PROMPT:
Print the listing below from its opening line through the line holding "items-center justify-center rounded-[2px]", both ends included.
-- Start of DATA SEGMENT --
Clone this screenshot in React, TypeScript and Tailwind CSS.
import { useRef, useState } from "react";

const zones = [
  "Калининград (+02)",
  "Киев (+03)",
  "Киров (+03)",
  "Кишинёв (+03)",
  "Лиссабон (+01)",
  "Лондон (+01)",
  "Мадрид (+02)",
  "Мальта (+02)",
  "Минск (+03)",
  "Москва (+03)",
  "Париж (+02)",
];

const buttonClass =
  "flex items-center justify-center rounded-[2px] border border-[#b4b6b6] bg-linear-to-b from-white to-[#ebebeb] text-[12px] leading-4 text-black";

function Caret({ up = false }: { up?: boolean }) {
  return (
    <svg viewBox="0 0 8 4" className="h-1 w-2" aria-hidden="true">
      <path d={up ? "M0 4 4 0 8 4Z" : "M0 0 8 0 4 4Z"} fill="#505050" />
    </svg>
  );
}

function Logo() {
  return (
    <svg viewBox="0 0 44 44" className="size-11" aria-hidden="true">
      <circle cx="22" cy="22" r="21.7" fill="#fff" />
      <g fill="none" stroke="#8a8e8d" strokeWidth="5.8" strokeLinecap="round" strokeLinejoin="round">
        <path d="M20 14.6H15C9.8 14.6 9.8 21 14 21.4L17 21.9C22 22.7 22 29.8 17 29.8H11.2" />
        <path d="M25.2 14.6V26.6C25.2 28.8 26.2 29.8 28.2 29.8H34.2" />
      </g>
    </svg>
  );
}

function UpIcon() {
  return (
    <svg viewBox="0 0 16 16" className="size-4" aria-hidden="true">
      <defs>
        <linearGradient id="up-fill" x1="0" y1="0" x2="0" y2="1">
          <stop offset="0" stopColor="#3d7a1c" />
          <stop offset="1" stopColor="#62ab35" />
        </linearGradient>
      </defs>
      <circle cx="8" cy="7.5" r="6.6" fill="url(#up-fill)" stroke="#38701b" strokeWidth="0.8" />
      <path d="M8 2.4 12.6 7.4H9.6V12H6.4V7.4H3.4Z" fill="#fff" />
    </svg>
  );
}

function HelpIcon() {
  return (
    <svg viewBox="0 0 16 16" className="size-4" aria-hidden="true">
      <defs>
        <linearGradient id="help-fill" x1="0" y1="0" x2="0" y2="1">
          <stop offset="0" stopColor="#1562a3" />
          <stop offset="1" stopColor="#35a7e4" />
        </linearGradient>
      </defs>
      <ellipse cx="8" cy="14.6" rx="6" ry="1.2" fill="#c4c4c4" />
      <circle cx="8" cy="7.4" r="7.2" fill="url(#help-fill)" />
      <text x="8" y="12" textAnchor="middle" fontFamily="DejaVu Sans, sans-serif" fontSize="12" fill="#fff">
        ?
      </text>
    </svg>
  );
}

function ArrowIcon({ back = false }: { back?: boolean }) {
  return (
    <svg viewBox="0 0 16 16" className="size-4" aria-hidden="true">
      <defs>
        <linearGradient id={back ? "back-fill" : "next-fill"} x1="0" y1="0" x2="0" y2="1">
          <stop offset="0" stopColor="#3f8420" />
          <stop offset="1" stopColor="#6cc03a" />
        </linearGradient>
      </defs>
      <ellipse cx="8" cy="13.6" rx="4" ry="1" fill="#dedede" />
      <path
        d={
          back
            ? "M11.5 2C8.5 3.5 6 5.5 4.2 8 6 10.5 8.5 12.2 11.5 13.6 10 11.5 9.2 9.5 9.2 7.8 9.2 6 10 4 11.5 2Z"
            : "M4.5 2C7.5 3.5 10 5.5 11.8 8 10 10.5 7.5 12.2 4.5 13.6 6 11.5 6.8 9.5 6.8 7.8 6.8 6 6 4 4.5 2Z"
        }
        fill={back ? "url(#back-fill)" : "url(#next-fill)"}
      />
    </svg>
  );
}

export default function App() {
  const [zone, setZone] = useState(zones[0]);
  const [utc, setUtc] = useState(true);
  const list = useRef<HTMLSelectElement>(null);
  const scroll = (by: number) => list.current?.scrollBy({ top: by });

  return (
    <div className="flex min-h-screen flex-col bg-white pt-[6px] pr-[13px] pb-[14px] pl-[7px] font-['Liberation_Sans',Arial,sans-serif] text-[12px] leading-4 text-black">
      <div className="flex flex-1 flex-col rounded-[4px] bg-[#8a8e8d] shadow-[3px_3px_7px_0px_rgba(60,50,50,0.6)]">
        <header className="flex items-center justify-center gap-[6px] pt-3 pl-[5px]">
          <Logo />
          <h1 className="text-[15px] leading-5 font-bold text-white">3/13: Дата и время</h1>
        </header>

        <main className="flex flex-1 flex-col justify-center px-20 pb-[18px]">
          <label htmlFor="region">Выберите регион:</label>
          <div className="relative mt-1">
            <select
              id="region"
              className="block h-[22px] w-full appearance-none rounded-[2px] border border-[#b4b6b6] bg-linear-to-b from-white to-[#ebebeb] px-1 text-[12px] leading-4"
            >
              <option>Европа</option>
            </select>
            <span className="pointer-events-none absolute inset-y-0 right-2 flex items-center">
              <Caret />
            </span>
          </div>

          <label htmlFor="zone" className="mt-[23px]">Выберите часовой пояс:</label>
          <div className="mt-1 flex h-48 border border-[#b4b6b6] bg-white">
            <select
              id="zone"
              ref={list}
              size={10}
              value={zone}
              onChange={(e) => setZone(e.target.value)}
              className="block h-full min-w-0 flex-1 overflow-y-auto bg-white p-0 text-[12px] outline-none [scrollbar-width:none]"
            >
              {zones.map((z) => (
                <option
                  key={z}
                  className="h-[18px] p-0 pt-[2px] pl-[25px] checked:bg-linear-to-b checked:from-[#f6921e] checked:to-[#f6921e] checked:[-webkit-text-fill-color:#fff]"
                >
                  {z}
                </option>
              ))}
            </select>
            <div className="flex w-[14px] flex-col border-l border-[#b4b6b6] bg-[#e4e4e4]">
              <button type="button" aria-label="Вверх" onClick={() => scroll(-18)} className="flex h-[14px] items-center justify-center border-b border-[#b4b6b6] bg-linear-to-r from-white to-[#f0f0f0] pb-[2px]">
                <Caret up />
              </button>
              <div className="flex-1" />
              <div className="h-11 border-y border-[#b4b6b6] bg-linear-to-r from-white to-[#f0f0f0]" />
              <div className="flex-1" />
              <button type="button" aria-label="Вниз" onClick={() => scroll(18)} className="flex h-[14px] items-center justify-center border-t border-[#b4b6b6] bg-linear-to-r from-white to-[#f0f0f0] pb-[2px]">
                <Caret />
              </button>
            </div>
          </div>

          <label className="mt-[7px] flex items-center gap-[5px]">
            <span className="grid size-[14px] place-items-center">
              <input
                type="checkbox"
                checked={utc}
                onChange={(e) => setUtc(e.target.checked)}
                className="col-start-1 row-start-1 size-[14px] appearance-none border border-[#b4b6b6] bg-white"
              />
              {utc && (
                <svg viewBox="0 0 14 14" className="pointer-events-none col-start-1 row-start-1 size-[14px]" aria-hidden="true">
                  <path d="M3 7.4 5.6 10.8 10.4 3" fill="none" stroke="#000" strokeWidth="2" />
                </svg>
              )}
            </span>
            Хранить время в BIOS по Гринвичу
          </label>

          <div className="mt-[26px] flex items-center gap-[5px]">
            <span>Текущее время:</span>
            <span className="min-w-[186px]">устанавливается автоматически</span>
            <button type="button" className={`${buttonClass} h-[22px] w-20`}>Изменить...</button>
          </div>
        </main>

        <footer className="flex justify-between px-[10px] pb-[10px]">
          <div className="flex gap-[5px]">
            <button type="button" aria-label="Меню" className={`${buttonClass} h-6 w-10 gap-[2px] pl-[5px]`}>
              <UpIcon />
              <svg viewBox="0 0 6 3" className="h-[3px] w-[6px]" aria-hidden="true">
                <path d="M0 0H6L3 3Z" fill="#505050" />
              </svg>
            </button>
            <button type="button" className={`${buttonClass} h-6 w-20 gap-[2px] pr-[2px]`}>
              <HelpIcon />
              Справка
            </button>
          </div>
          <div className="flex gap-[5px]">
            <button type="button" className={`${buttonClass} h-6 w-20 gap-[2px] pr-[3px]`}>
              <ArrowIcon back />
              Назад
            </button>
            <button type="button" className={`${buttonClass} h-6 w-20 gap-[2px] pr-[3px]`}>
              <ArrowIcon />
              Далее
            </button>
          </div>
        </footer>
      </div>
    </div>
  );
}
-- End of DATA SEGMENT --
OUTPUT FOR THIS EXERCISE:
Clone this screenshot in React, TypeScript and Tailwind CSS.
import { useRef, useState } from "react";

const zones = [
  "Калининград (+02)",
  "Киев (+03)",
  "Киров (+03)",
  "Кишинёв (+03)",
  "Лиссабон (+01)",
  "Лондон (+01)",
  "Мадрид (+02)",
  "Мальта (+02)",
  "Минск (+03)",
  "Москва (+03)",
  "Париж (+02)",
];

const buttonClass =
  "flex items-center justify-center rounded-[2px] border border-[#b4b6b6] bg-linear-to-b from-white to-[#ebebeb] text-[12px] leading-4 text-black";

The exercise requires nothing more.